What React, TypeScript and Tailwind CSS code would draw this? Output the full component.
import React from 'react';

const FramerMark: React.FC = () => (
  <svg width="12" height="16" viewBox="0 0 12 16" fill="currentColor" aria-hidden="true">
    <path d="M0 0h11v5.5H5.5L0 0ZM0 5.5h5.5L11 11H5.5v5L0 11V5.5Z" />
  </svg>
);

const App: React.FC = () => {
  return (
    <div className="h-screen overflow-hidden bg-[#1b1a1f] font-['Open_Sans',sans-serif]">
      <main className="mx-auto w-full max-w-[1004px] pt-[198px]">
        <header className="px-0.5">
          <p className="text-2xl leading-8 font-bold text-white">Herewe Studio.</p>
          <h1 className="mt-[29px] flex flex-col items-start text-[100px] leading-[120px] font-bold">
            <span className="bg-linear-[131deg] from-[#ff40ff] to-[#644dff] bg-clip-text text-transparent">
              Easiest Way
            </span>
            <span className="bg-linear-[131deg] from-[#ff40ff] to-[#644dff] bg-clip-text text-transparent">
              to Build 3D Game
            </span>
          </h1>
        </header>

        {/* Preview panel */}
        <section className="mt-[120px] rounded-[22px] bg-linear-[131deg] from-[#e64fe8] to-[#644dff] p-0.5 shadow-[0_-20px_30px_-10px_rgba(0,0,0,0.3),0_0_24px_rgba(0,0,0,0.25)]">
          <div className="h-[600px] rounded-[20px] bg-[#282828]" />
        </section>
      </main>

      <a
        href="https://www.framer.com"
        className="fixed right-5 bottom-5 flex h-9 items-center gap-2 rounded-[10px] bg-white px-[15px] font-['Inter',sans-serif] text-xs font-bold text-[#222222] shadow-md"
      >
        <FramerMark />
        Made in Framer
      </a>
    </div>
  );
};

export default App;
_____
— Aim of the task —
Look for the word "React" and return every line where it occurs.

— Full response —
What React, TypeScript and Tailwind CSS code would draw this? Output the full component.
import React from 'react';
const FramerMark: React.FC = () => (
const App: React.FC = () => {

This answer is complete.